The four-day week revisited

It’s already been proposed by numerous different cities, and a test is well underway in Utah (of which more in a moment), but the four-day week is now receiving serious consideration for schools as well.

From Arizona to Maine to Washington, proposals are cropping up that are designed to save money, not least on energy bills. “More productive student schedules” are also supposed to be a benefit.

I wrote about the idea of the four-day week as a major energy-saver last June (those were the days of $4 gas and no imminent mega-recession). The post prompted a huge response from Footprint readers with a variety of comments which are well worth reading through if you haven’t already.

Critics of the idea have already found ammunition in the disappointing results of the effort in Utah. State employees began working four-day weeks in August as part of a one-year pilot program. The hope was to save $3 million on utility costs (equating to a 20% cut in energy consumption). College campuses, court houses, certain hospital services and (phew!) liquor stores, would remain open on Fridays, everything else would close.

It’s early days for the program in Utah, and there have been a few teething problems: not least that over half the buildings involved in the Friday shutdowns are leased, making it more difficult to improve their energy efficiency. It is clearly premature to label this is a failure, not least because any savings should be considered a success, even if they don’t meet the full targets.

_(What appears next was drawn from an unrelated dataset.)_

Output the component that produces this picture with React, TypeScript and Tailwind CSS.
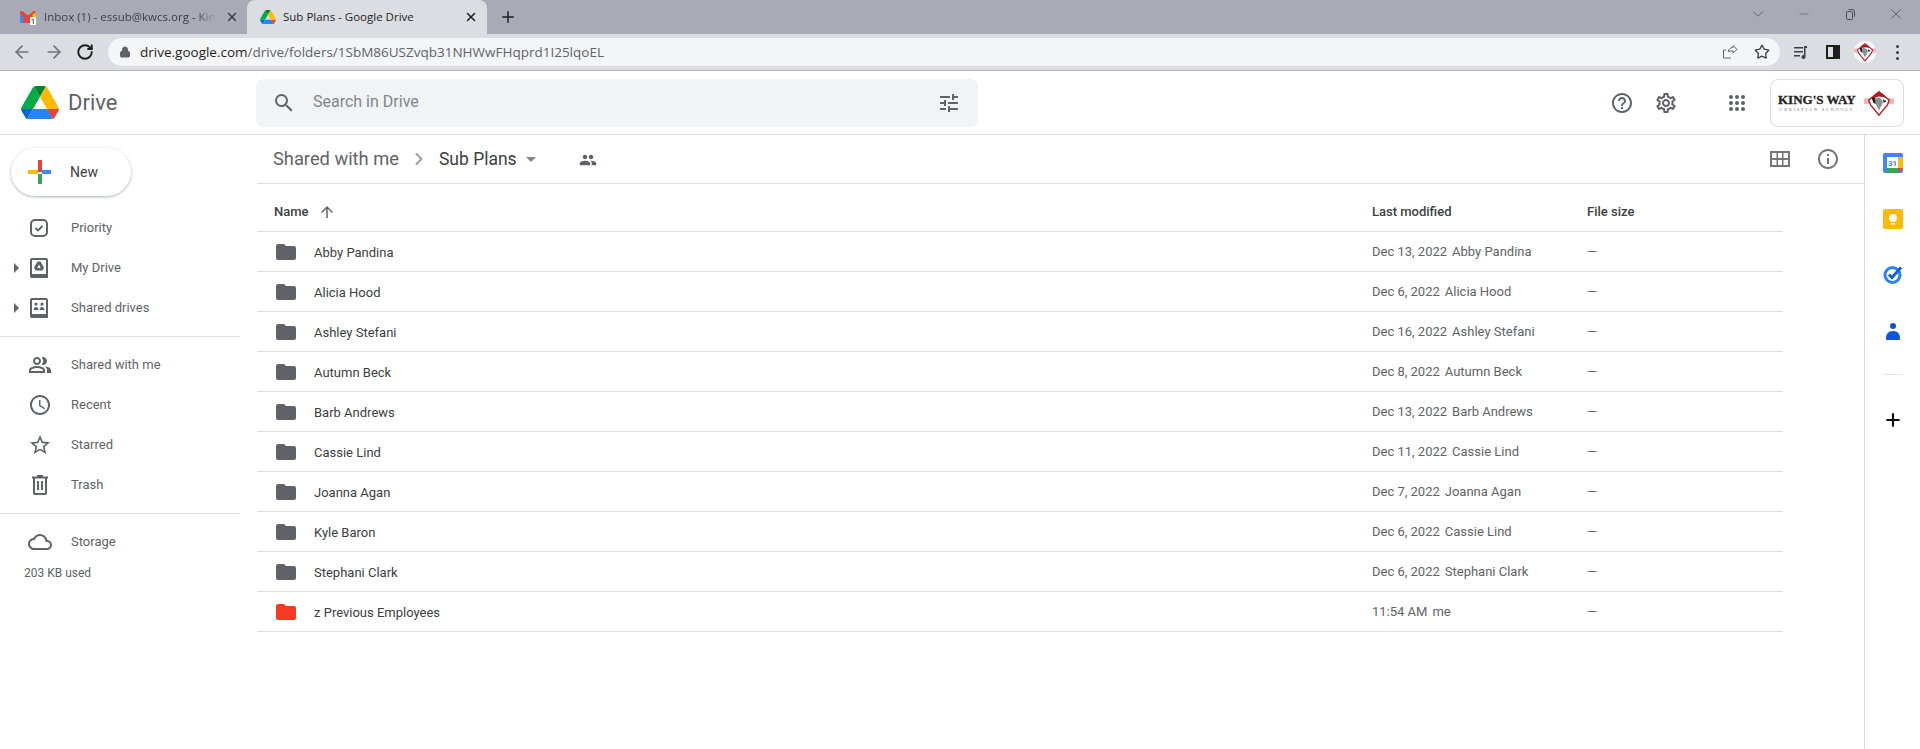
import {
  ArrowLeft,
  ArrowRight,
  ChevronDown,
  ChevronRight,
  Lock,
  Minus,
  Plus,
  RotateCw,
  Star,
  X,
} from "lucide-react";
import {
  MdAccessTime,
  MdArrowUpward,
  MdOutlineCloud,
  MdOutlineHelpOutline,
  MdOutlineInfo,
  MdOutlinePeopleAlt,
  MdOutlineSettings,
  MdOutlineStarBorder,
  MdPeople,
  MdSearch,
  MdTune,
} from "react-icons/md";

const rows = [
  { name: "Abby Pandina", date: "Dec 13, 2022", owner: "Abby Pandina" },
  { name: "Alicia Hood", date: "Dec 6, 2022", owner: "Alicia Hood" },
  { name: "Ashley Stefani", date: "Dec 16, 2022", owner: "Ashley Stefani" },
  { name: "Autumn Beck", date: "Dec 8, 2022", owner: "Autumn Beck" },
  { name: "Barb Andrews", date: "Dec 13, 2022", owner: "Barb Andrews" },
  { name: "Cassie Lind", date: "Dec 11, 2022", owner: "Cassie Lind" },
  { name: "Joanna Agan", date: "Dec 7, 2022", owner: "Joanna Agan" },
  { name: "Kyle Baron", date: "Dec 6, 2022", owner: "Cassie Lind" },
  { name: "Stephani Clark", date: "Dec 6, 2022", owner: "Stephani Clark" },
  { name: "z Previous Employees", date: "11:54 AM", owner: "me", red: true },
];

function DriveLogo({ size }: { size: number }) {
  return (
    <svg width={size} height={size * 0.89} viewBox="0 0 87.3 78">
      <path d="m6.6 66.85 3.85 6.65c.8 1.4 1.95 2.5 3.3 3.3l13.75-23.8h-27.5c0 1.55.4 3.1 1.2 4.5z" fill="#0066da" />
      <path d="m43.65 25-13.75-23.8c-1.35.8-2.5 1.9-3.3 3.3l-25.4 44a9.06 9.06 0 0 0 -1.2 4.5h27.5z" fill="#00ac47" />
      <path d="m73.55 76.8c1.35-.8 2.5-1.9 3.3-3.3l1.6-2.75 7.65-13.25c.8-1.4 1.2-2.95 1.2-4.5h-27.5l5.85 11.5z" fill="#ea4335" />
      <path d="m43.65 25 13.75-23.8c-1.35-.8-2.9-1.2-4.5-1.2h-18.5c-1.6 0-3.15.45-4.5 1.2z" fill="#00832d" />
      <path d="m59.8 53h-32.3l-13.75 23.8c1.35.8 2.9 1.2 4.5 1.2h50.8c1.6 0 3.15-.45 4.5-1.2z" fill="#2684fc" />
      <path d="m73.4 26.5-12.7-22c-.8-1.4-1.95-2.5-3.3-3.3l-13.75 23.8 16.15 28h27.45c0-1.55-.4-3.1-1.2-4.5z" fill="#ffba00" />
    </svg>
  );
}

function GmailIcon() {
  return (
    <svg width="16" height="16" viewBox="0 0 16 16" className="shrink-0">
      <path d="M0 3.500C0 2 1.500 1.500 2.500 2.300L8 6.500l5.500-4.200C14.500 1.500 16 2 16 3.500V8h-5v6H13 3V7.500L0 5.500z" fill="#ea4335" />
      <path d="M0 5v8c0 .6.400 1 1 1h2.500V7.500z" fill="#4285f4" />
      <path d="M12.500 5.500L16 3v5h-3.500z" fill="#fbbc04" />
      <rect x="10" y="8" width="6" height="8" fill="#fff" />
      <text x="13" y="15" fontSize="8" textAnchor="middle" fill="#111" fontFamily="Roboto, sans-serif">1</text>
    </svg>
  );
}

function Crest({ size }: { size: number }) {
  return (
    <svg width={size} height={size} viewBox="0 0 32 32">
      <circle cx="16" cy="16" r="16" fill="#fff" />
      <path d="M0 11h32v6H0z" fill="#efb7bd" />
      <path d="M16 4l11 9-2 5-9 11-9-11-2-5z" fill="#fff" stroke="#b71c1c" strokeWidth="1.500" />
      <path d="M9 11q2-6 8-6 5 1 6 5l-7-1z" fill="#b71c1c" />
      <path d="M8 10h4l1 7-3-1z" fill="#222" />
      <path d="M13 10q7 0 7 6l-4 8-4-8z" fill="#8b8f96" />
      <path d="M20 12l4 2-3 2z" fill="#222" />
    </svg>
  );
}

function Folder({ red }: { red?: boolean }) {
  return (
    <svg width="24" height="24" viewBox="0 0 24 24" fill={red ? "#f83a22" : "#5f6368"}>
      <path d="M10 4H4c-1.1 0-2 .9-2 2v12c0 1.1.9 2 2 2h16c1.1 0 2-.9 2-2V8c0-1.1-.9-2-2-2h-8l-2-2z" />
    </svg>
  );
}

function Caret() {
  return <span className="h-0 w-0 border-y-[5px] border-l-[5px] border-y-transparent border-l-[#5f6368]" />;
}

function BookIcon({ shared }: { shared?: boolean }) {
  return (
    <svg width="24" height="24" viewBox="0 0 24 24" fill="none">
      <path d="M4 3h14a1 1 0 0 1 1 1v17H4a1 1 0 0 1-1-1V4a1 1 0 0 1 1-1z" stroke="#5f6368" strokeWidth="2" />
      <rect x="3" y="18" width="16" height="4" fill="#5f6368" />
      {shared ? (
        <path d="M8 6.500a1.600 1.600 0 1 1 0 3.200 1.600 1.600 0 0 1 0-3.200zm6 0a1.600 1.600 0 1 1 0 3.200 1.600 1.600 0 0 1 0-3.200zM5.500 14c0-2 1.500-3 2.500-3s2.500 1 2.500 3zm6 0c0-2 1.500-3 2.500-3s2.500 1 2.500 3z" fill="#5f6368" />
      ) : (
        <path d="M9.500 5.500h3l3.500 6-1.500 3h-7L6 11.500zM11 8.500l-1.700 3.500h3.400z" fill="#5f6368" fillRule="evenodd" />
      )}
    </svg>
  );
}

function PriorityIcon() {
  return (
    <svg width="24" height="24" viewBox="0 0 24 24" fill="none" stroke="#5f6368">
      <rect x="3" y="4" width="16" height="16" rx="4" strokeWidth="2" />
      <path d="M7.500 12l2.500 2.500 4.500-4.500" strokeWidth="1.800" />
    </svg>
  );
}

function TrashIcon() {
  return (
    <svg width="24" height="24" viewBox="0 0 24 24" fill="none" stroke="#5f6368" strokeWidth="2">
      <path d="M4 4.500h16M9 3h6M6 4.500V20a1 1 0 0 0 1 1h10a1 1 0 0 0 1-1V4.500M10 8v9M14 8v9" />
    </svg>
  );
}

function NavItem({ icon, label, caret }: { icon: React.ReactNode; label: string; caret?: boolean }) {
  return (
    <div className="flex h-10 items-center">
      <div className="flex w-[28px] justify-end pr-[9px]">{caret && <Caret />}</div>
      <div className="flex w-[24px] justify-center">{icon}</div>
      <span className="ml-[19px] text-[13px] text-[#5f6368]">{label}</span>
    </div>
  );
}

function Sidebar() {
  return (
    <aside className="w-[257px] shrink-0">
      <div className="pl-[11px] pt-[13px]">
        <button className="flex h-12 w-[120px] items-center rounded-full bg-white pl-4 shadow-[0_1px_3px_rgba(60,64,67,0.4)]">
          <svg width="24" height="24" viewBox="0 0 24 24">
            <rect x="11" y="0" width="4" height="12" fill="#ea4335" />
            <rect x="15" y="10" width="10" height="4" fill="#4285f4" />
            <rect x="11" y="14" width="4" height="10" fill="#34a853" />
            <rect x="1" y="10" width="10" height="4" fill="#fbbc04" />
          </svg>
          <span className="ml-[19px] text-[14px] text-[#3c4043]">New</span>
        </button>
      </div>
      <div className="mt-3 w-[240px] border-b border-[#dadce0] pb-2">
        <NavItem icon={<PriorityIcon />} label="Priority" />
        <NavItem icon={<BookIcon />} label="My Drive" caret />
        <NavItem icon={<BookIcon shared />} label="Shared drives" caret />
      </div>
      <div className="mt-2 w-[240px] border-b border-[#dadce0] pb-2">
        <NavItem icon={<MdOutlinePeopleAlt size={24} color="#5f6368" />} label="Shared with me" />
        <NavItem icon={<MdAccessTime size={24} color="#5f6368" />} label="Recent" />
        <NavItem icon={<MdOutlineStarBorder size={24} color="#5f6368" />} label="Starred" />
        <NavItem icon={<TrashIcon />} label="Trash" />
      </div>
      <div className="mt-2">
        <NavItem icon={<MdOutlineCloud size={26} color="#5f6368" />} label="Storage" />
        <p className="ml-6 mt-[2px] text-[12px] text-[#5f6368]">203 KB used</p>
      </div>
    </aside>
  );
}

function TableHeader() {
  return (
    <div className="mr-[81px] flex h-12 items-center border-b border-[#dadce0] pt-[8px] text-[13px] font-medium text-[#3c4043]">
      <div className="flex w-[1115px] items-center pl-[17px]">
        <span>Name</span>
        <MdArrowUpward size={18} color="#5f6368" className="ml-[9px]" />
      </div>
      <div className="w-[215px]">Last modified</div>
      <div>File size</div>
    </div>
  );
}

function FileRow({ name, date, owner, red }: { name: string; date: string; owner: string; red?: boolean }) {
  return (
    <div className="mr-[81px] flex h-10 items-center border-b border-[#dadce0] text-[13px]">
      <div className="flex w-[1115px] items-center pl-[17px]">
        <Folder red={red} />
        <span className="ml-[16px] pt-[2px] font-[450] text-[#3c4043]">{name}</span>
      </div>
      <div className="flex w-[215px] gap-[5px] text-[#5f6368]">
        <span>{date}</span>
        <span>{owner}</span>
      </div>
      <div className="text-[#5f6368]">—</div>
    </div>
  );
}

function RightRail() {
  return (
    <aside className="flex w-[56px] shrink-0 flex-col items-center border-l border-[#dadce0] pt-[18px]">
      <svg width="20" height="20" viewBox="0 0 20 20">
        <rect width="20" height="20" rx="2" fill="#4285f4" />
        <rect x="15" y="4" width="5" height="12" fill="#fbbc04" />
        <rect x="4" y="15" width="12" height="5" fill="#34a853" />
        <path d="M15 15h5l-5 5z" fill="#ea4335" />
        <rect x="4" y="4" width="11" height="11" fill="#fff" />
        <text x="9.500" y="13" fontSize="8" fontWeight="700" textAnchor="middle" fill="#4285f4" fontFamily="Roboto, sans-serif">31</text>
      </svg>
      <svg className="mt-[36px]" width="20" height="20" viewBox="0 0 20 20">
        <rect width="20" height="20" rx="2" fill="#ffba00" />
        <circle cx="10" cy="9" r="4" fill="#fff" />
        <rect x="8" y="14" width="4" height="1.500" fill="#fff" />
      </svg>
      <svg className="mt-[35px]" width="20" height="20" viewBox="0 0 20 20" fill="none">
        <circle cx="9.500" cy="11" r="7.500" stroke="#2684fc" strokeWidth="3" />
        <path d="M6 10.500l3 3 9-10" stroke="#1a5fd0" strokeWidth="3" />
      </svg>
      <svg className="mt-[37px]" width="20" height="20" viewBox="0 0 20 20">
        <circle cx="10" cy="5" r="3" fill="#0b57d0" />
        <path d="M3 18c0-5 2-8 7-8s7 3 7 8c0 1-1 1-1 1H4s-1 0-1-1z" fill="#0b57d0" />
      </svg>
      <div className="mt-[33px] h-px w-5 bg-[#e3e5e8]" />
      <Plus size={20} color="#111" className="mt-[35px]" strokeWidth={2.6} />
    </aside>
  );
}

function WinBox({ children }: { children: React.ReactNode }) {
  return <div className="flex w-[46px] justify-center">{children}</div>;
}

function ToolBox({ children }: { children: React.ReactNode }) {
  return <div className="flex w-8 justify-center">{children}</div>;
}

export default function App() {
  return (
    <div className="flex h-[749px] flex-col overflow-hidden bg-white font-['Roboto',sans-serif]">
      {/* browser chrome */}
      <div className="flex h-[34px] items-end bg-[#a8abb6] font-['Open_Sans',sans-serif] text-[11.500px]">
        <div className="flex h-[34px] w-[247px] items-center pl-5 text-[#3c4043]">
          <GmailIcon />
          <span className="ml-[8px] w-[172px] whitespace-nowrap [mask-image:linear-gradient(to_right,black_88%,transparent)]">Inbox (1) - essub@kwcs.org - Kin</span>
          <X size={14} className="ml-[9px] shrink-0" strokeWidth={2.5} />
        </div>
        <div className="flex h-[34px] w-[240px] items-center rounded-t-lg bg-[#dcdde2] pl-[13px] text-[#1f1f1f]">
          <DriveLogo size={16} />
          <span className="ml-[7px] w-[181px] whitespace-nowrap">Sub Plans - Google Drive</span>
          <X size={14} className="shrink-0" strokeWidth={2.5} />
        </div>
        <div className="flex h-[34px] w-[42px] items-center justify-center">
          <Plus size={18} color="#1f1f1f" strokeWidth={2} />
        </div>
        <div className="ml-auto flex h-[34px] items-center pb-[6px] pr-px">
          <WinBox><ChevronDown size={18} strokeWidth={1} color="#4b4d52" /></WinBox>
          <WinBox><Minus size={14} strokeWidth={1} color="#4b4d52" /></WinBox>
          <WinBox>
            <svg width="12" height="12" viewBox="0 0 12 12" fill="none" stroke="#4b4d52">
              <rect x="2.500" y="3.500" width="6" height="8" rx="1" />
              <path d="M4.500 1.500h4a2 2 0 0 1 2 2v5" />
            </svg>
          </WinBox>
          <WinBox><X size={18} strokeWidth={1} color="#4b4d52" /></WinBox>
        </div>
      </div>
      <div className="flex h-[37px] items-center border-b border-[#b3b3b8] bg-[#dcdde2]">
        <div className="flex w-[108px] items-center gap-[12px] pl-[12px]">
          <ArrowLeft size={20} color="#70747a" />
          <ArrowRight size={20} color="#70747a" />
          <RotateCw size={18} color="#1f1f1f" strokeWidth={2.5} />
        </div>
        <div className="flex h-7 flex-1 items-center rounded-full bg-[#f4f5f7] pl-[11px] pr-[10px]">
          <Lock size={12} fill="#5f6368" color="#5f6368" />
          <span className="ml-[9px] font-['Open_Sans',sans-serif] text-[13.500px] text-[#5f6368]">
            <span className="text-[#1f1f1f]">drive.google.com</span>/drive/folders/1SbM86USZvqb31NHWwFHqprd1I25lqoEL
          </span>
          <svg className="ml-auto" width="16" height="16" viewBox="0 0 16 16" fill="none" stroke="#5f6368">
            <path d="M6 7.500c1-3 3-4 5-4V1.500l4 4-4 3.500V7c-2 0-4 0-5 .5zM9 14H1.500V6H4" />
          </svg>
          <Star size={16} color="#3c4043" className="ml-[16px]" />
        </div>
        <div className="flex w-[140px] items-center pl-[5px]">
          <ToolBox>
            <svg width="16" height="16" viewBox="0 0 16 16" fill="#3c4043">
              <path d="M1 3h9v1.500H1zM1 7h9v1.500H1zM1 11h6v1.500H1zM11 2h3v2h-1.500v9a2 2 0 1 1-1.500-2z" />
            </svg>
          </ToolBox>
          <ToolBox>
            <div className="h-[14px] w-[14px] border-[2px] border-r-[7px] border-[#1f1f1f]" />
          </ToolBox>
          <ToolBox><Crest size={22} /></ToolBox>
          <ToolBox>
            <div className="flex flex-col gap-[3px]">
              <span className="h-[3px] w-[3px] rounded-full bg-[#3c4043]" />
              <span className="h-[3px] w-[3px] rounded-full bg-[#3c4043]" />
              <span className="h-[3px] w-[3px] rounded-full bg-[#3c4043]" />
            </div>
          </ToolBox>
        </div>
      </div>

      {/* drive header */}
      <header className="flex h-[64px] shrink-0 items-center border-b border-[#dadce0]">
        <div className="flex w-[256px] items-center pl-[21px]">
          <DriveLogo size={38} />
          <span className="ml-[9px] text-[22px] text-[#5f6368]">Drive</span>
        </div>
        <div className="flex h-12 w-[722px] items-center rounded-lg bg-[#f1f3f4] pl-[16px] pr-[16px]">
          <MdSearch size={24} color="#5f6368" />
          <span className="ml-[17px] pb-[1px] text-[16px] text-[#80868b]">Search in Drive</span>
          <MdTune size={24} color="#5f6368" className="ml-auto mr-[1px]" />
        </div>
        <div className="ml-auto flex items-center">
          <MdOutlineHelpOutline size={24} color="#5f6368" />
          <MdOutlineSettings size={24} color="#5f6368" className="ml-[20px]" />
          <div className="ml-[51px] grid grid-cols-3 gap-[2px]">
            {Array.from({ length: 9 }).map((_, i) => (
              <span key={i} className="h-1 w-1 rounded-full bg-[#5f6368]" />
            ))}
          </div>
          <div className="ml-[25px] mr-[16px] flex h-12 w-[134px] items-center rounded-lg border border-[#dadce0] pl-[7px]">
            <div className="flex flex-col items-center font-['Liberation_Serif',serif]">
              <span className="text-[13px] leading-[14px] font-bold text-[#222] [-webkit-text-stroke:0.3px_#222]">KING'S WAY</span>
              <span className="text-[4px] leading-[5px] tracking-[2px] text-[#666]">CHRISTIAN SCHOOLS</span>
            </div>
            <div className="ml-[8px]"><Crest size={30} /></div>
          </div>
        </div>
      </header>

      <div className="flex min-h-0 flex-1">
        <Sidebar />
        <main className="min-w-0 flex-1">
          <div className="flex h-[49px] items-center border-b border-[#dadce0] pl-4">
            <span className="text-[18.300px] text-[#5f6368]">Shared with me</span>
            <ChevronRight size={20} color="#9aa0a6" className="ml-[10px]" strokeWidth={2.5} />
            <span className="ml-[10px] text-[17.500px] text-[#3c4043]">Sub Plans</span>
            <span className="ml-[9px] h-0 w-0 border-x-[5px] border-t-[5px] border-x-transparent border-t-[#80868b]" />
            <MdPeople size={18} color="#5f6368" className="ml-[43px] mt-[2px]" />
            <svg className="ml-auto" width="20" height="16" viewBox="0 0 20 16" fill="#757575">
              <path d="M0 0h20v16H0zM2 2v5h4.500V2zM8 2v5h4V2zM13.500 2v5H18V2zM2 9v5h4.500V9zM8 9v5h4V9zM13.500 9v5H18V9z" fillRule="evenodd" />
            </svg>
            <MdOutlineInfo size={24} color="#757575" className="ml-[26px] mr-[24px]" />
          </div>
          <TableHeader />
          {rows.map((r) => (
            <FileRow key={r.name} {...r} />
          ))}
        </main>
        <RightRail />
      </div>
    </div>
  );
}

At a time when cities and states are running out of money fast, there’s a renewed focus on saving cash through efficiency, and Utah’s focus on the bottom line is understandable. But there are other environmental benefits here: these state employees have reduced their commute by 20% and they’re traveling at less-congested times.

We’ll check in again on Utah’s program. In the meantime please let us know of any experiences you’ve had with four-day weeks.